Find every line containing the word "Write" and report the count, nothing more.

Records from a data source:
· · · · · · ·

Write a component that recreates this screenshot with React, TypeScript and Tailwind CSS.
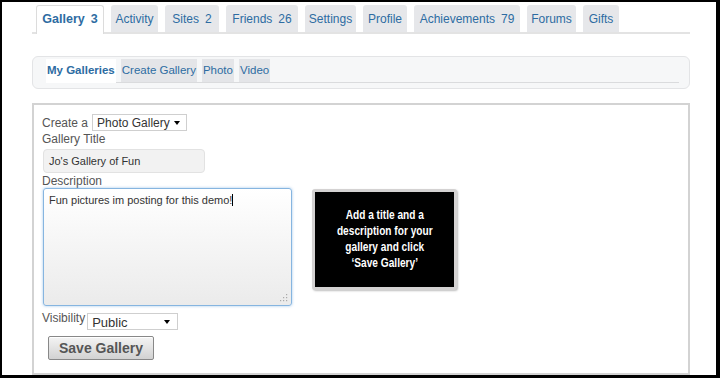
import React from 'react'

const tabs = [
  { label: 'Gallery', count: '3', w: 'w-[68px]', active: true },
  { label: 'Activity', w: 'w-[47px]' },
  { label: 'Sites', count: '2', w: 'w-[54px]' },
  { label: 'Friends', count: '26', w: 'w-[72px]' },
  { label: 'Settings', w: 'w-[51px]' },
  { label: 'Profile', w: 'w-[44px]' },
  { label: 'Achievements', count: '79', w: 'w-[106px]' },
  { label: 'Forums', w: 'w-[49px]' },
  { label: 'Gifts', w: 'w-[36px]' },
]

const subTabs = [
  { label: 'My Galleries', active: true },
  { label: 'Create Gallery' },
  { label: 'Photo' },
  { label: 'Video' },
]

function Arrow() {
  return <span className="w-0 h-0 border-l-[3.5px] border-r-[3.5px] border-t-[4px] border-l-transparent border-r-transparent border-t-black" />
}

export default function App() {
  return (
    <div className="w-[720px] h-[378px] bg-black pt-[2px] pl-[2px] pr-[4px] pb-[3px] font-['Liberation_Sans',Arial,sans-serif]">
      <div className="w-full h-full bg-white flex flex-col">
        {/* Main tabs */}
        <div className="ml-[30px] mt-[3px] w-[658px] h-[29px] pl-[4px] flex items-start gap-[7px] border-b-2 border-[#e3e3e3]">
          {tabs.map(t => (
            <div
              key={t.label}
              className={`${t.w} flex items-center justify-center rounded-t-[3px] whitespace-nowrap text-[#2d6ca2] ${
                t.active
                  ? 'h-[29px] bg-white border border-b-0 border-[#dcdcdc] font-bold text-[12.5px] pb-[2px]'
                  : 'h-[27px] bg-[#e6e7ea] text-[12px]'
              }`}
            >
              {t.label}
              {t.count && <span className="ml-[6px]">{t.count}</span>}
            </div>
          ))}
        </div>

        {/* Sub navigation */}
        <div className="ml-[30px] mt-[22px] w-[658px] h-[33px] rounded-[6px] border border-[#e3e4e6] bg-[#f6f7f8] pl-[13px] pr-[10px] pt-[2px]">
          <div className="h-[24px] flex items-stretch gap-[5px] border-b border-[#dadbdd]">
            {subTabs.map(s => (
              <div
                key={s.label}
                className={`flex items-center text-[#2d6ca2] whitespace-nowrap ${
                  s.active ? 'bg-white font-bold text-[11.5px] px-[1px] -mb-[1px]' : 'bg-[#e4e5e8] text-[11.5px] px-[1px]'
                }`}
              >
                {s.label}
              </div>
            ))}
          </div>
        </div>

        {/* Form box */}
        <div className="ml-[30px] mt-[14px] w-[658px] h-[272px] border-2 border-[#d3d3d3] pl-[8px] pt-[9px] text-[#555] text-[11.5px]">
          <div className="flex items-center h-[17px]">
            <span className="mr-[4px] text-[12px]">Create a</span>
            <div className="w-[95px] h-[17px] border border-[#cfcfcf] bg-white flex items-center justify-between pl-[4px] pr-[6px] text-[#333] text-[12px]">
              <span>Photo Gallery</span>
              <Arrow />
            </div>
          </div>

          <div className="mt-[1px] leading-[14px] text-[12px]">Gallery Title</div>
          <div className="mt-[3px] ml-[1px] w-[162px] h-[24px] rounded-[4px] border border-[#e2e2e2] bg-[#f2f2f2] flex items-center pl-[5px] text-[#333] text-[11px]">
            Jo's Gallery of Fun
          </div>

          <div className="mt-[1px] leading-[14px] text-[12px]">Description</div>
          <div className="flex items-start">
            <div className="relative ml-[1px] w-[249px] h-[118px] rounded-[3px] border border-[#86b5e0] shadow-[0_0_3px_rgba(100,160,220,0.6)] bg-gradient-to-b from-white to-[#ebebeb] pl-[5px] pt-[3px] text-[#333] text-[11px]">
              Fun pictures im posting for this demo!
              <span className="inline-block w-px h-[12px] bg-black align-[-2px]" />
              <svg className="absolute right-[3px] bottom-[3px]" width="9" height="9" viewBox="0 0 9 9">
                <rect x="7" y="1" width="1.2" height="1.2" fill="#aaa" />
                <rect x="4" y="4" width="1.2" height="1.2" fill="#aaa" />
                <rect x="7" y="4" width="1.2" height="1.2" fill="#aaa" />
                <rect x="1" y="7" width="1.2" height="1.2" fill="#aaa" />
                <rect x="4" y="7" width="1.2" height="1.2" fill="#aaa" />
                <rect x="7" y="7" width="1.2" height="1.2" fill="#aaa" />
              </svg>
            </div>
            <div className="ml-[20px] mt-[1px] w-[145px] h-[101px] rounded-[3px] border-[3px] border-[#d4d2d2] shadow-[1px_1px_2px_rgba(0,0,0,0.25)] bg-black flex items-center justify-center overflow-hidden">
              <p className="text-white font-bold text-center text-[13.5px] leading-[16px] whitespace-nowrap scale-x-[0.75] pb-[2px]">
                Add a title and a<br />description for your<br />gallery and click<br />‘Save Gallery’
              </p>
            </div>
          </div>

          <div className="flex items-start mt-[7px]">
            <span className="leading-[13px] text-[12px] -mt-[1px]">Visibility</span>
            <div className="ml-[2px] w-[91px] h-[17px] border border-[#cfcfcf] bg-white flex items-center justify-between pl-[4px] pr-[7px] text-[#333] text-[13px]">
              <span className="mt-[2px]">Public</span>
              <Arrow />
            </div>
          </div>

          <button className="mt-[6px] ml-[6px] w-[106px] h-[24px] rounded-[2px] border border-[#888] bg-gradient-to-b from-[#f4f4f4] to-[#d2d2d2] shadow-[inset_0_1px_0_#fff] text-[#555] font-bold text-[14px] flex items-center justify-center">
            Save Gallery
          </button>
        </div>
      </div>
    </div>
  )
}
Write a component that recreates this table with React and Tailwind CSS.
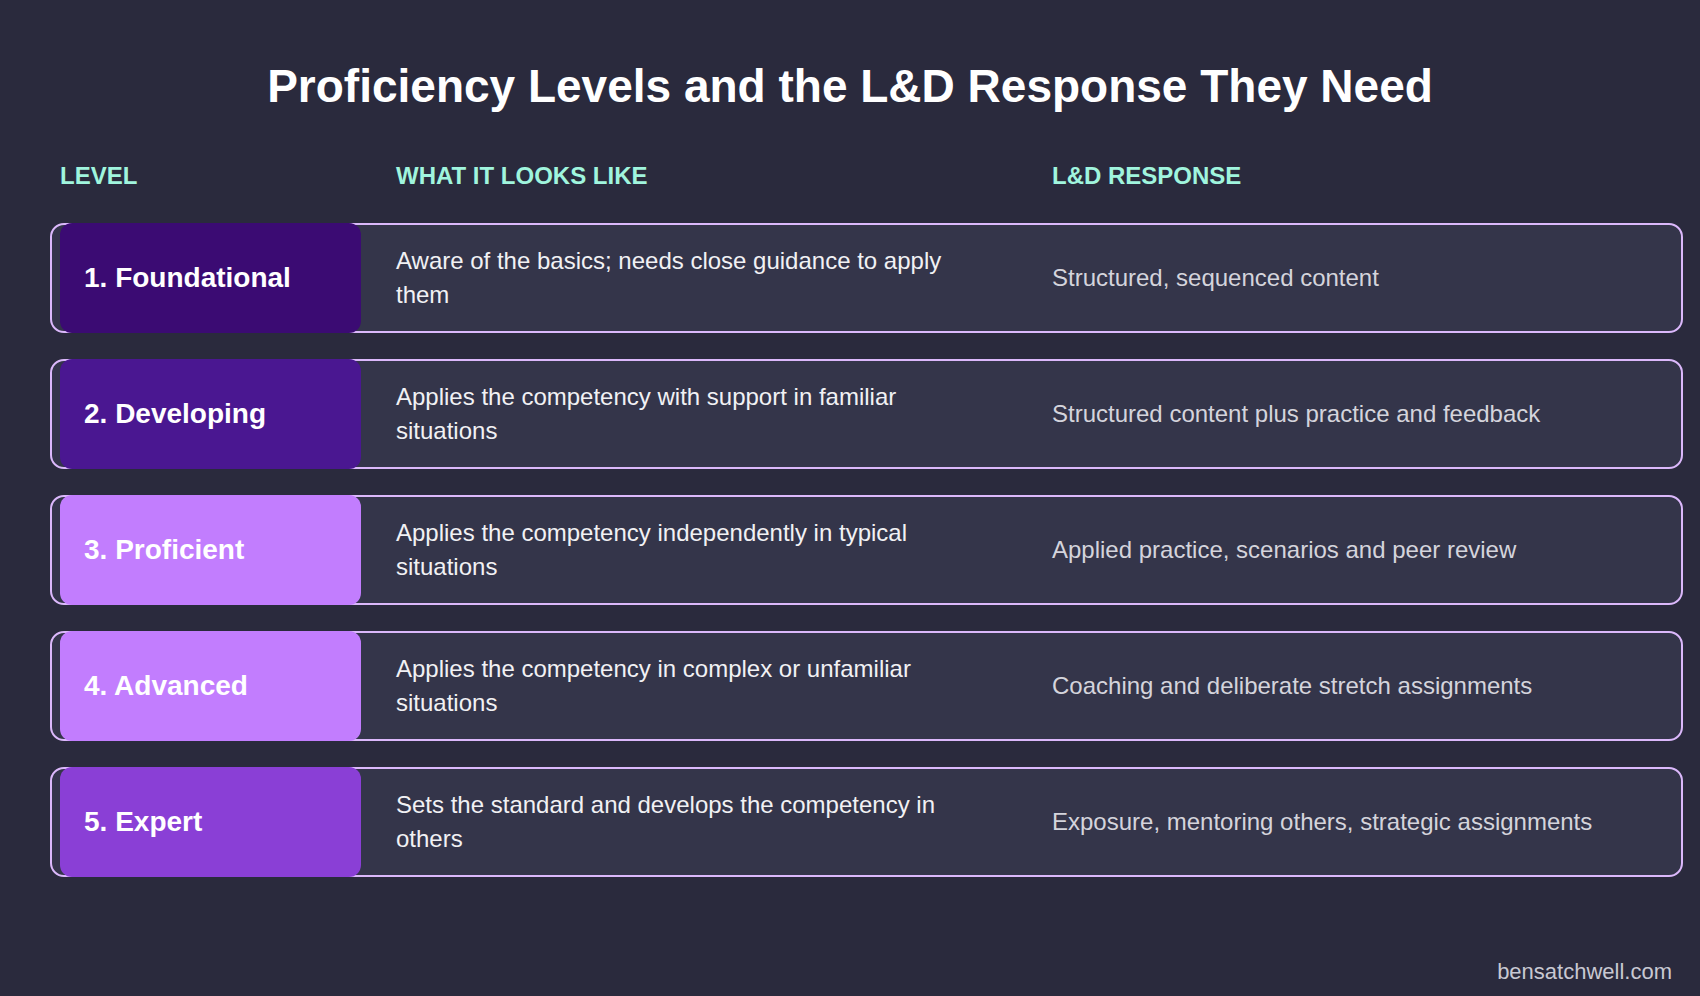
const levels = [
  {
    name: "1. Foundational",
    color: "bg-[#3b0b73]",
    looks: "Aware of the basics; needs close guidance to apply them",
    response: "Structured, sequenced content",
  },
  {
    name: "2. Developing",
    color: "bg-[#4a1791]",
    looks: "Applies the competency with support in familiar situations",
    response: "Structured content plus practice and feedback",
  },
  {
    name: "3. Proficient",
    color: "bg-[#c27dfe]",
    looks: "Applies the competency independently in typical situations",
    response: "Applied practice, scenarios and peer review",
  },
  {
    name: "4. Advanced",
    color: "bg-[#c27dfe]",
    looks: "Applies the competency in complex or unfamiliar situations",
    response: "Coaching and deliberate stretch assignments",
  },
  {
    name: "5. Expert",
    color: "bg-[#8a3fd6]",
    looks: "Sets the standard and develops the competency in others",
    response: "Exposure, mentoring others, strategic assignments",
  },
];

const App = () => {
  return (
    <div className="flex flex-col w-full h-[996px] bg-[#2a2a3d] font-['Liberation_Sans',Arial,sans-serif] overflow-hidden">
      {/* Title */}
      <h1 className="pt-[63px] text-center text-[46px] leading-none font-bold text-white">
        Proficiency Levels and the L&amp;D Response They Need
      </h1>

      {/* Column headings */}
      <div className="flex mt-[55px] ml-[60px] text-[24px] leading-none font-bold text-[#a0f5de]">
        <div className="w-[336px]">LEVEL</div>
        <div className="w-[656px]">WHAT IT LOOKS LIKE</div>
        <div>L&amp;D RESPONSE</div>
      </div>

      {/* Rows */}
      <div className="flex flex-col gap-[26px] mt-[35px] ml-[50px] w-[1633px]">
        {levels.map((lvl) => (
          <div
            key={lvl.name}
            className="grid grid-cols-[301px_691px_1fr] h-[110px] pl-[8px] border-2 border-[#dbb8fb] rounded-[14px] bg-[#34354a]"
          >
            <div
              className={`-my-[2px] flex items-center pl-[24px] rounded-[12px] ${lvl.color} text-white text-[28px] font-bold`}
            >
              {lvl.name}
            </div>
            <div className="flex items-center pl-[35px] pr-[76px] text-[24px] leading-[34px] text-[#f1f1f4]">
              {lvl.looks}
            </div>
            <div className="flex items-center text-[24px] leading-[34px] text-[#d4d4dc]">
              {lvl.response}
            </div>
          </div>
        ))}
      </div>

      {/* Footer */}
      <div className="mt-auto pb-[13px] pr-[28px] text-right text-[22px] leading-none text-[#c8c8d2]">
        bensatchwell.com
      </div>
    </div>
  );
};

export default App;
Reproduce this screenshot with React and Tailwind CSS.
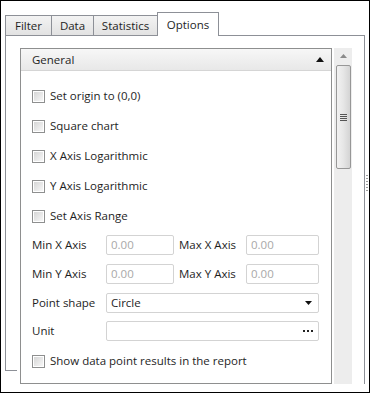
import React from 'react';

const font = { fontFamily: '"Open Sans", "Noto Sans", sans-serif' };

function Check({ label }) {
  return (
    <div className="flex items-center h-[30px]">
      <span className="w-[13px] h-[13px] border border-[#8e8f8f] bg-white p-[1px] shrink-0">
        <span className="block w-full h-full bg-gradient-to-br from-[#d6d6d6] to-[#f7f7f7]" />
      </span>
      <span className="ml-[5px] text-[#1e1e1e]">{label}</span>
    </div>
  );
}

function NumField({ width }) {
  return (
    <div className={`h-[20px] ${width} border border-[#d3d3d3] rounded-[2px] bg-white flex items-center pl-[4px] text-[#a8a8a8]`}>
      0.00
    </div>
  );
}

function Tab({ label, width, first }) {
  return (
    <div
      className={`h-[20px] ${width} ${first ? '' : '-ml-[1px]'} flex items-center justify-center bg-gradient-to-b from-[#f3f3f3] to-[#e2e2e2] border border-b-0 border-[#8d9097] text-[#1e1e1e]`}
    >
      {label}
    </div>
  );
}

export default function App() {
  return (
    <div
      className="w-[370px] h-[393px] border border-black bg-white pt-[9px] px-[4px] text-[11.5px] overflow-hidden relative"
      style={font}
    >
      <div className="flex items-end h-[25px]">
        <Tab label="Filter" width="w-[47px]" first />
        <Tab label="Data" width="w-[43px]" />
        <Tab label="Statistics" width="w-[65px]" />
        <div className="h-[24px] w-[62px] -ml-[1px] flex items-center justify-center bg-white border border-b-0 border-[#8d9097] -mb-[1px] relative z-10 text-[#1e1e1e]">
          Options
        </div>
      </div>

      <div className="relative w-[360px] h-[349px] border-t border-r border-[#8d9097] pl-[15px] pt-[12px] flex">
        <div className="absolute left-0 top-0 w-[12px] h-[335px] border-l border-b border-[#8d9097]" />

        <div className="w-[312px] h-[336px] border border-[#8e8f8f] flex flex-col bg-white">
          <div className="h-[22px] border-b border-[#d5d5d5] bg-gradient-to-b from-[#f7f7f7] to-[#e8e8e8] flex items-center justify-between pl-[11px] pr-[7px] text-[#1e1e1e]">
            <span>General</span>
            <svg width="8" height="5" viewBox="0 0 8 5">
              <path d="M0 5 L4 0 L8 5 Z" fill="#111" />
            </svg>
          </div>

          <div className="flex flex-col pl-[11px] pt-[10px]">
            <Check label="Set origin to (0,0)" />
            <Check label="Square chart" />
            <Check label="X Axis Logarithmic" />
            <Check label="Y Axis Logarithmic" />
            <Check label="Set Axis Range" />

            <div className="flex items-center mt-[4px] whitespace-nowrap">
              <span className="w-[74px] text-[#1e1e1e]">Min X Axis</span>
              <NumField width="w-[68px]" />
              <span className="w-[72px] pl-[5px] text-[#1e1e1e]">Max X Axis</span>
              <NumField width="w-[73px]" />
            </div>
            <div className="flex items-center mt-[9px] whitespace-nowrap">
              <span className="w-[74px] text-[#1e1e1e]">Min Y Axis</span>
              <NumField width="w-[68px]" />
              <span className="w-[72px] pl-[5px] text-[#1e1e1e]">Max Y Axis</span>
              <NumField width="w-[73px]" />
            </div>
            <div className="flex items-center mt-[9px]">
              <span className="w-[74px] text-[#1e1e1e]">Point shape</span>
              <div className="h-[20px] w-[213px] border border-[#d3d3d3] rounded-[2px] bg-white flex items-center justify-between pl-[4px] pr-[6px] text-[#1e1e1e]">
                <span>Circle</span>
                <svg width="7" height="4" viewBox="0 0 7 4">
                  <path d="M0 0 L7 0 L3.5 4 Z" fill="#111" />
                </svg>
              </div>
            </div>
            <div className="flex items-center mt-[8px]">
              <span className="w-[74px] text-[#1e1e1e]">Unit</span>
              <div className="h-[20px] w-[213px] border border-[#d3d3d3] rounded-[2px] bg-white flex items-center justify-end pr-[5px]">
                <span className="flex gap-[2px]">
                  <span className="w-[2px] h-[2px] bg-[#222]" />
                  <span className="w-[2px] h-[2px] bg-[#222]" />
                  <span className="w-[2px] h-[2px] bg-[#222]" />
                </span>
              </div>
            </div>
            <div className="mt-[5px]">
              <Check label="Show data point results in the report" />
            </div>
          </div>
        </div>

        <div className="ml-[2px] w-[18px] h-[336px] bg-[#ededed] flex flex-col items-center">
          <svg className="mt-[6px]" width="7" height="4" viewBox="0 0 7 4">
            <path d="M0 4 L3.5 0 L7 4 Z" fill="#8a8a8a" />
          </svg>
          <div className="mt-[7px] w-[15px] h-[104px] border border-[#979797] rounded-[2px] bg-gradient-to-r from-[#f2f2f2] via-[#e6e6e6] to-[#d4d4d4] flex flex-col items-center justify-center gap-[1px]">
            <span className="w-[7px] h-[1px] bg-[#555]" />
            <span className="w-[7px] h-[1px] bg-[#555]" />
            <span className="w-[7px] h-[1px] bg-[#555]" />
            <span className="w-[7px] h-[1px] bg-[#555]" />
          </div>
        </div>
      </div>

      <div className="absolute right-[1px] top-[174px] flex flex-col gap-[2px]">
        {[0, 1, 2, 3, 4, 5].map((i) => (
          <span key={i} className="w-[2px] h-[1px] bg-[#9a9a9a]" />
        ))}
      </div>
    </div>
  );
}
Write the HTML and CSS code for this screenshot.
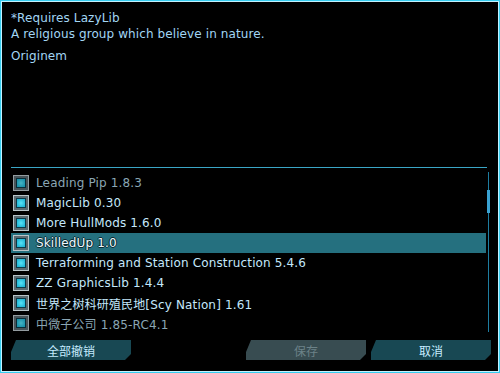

· · · · · · ·

● EXERCISE RESPONSE:
3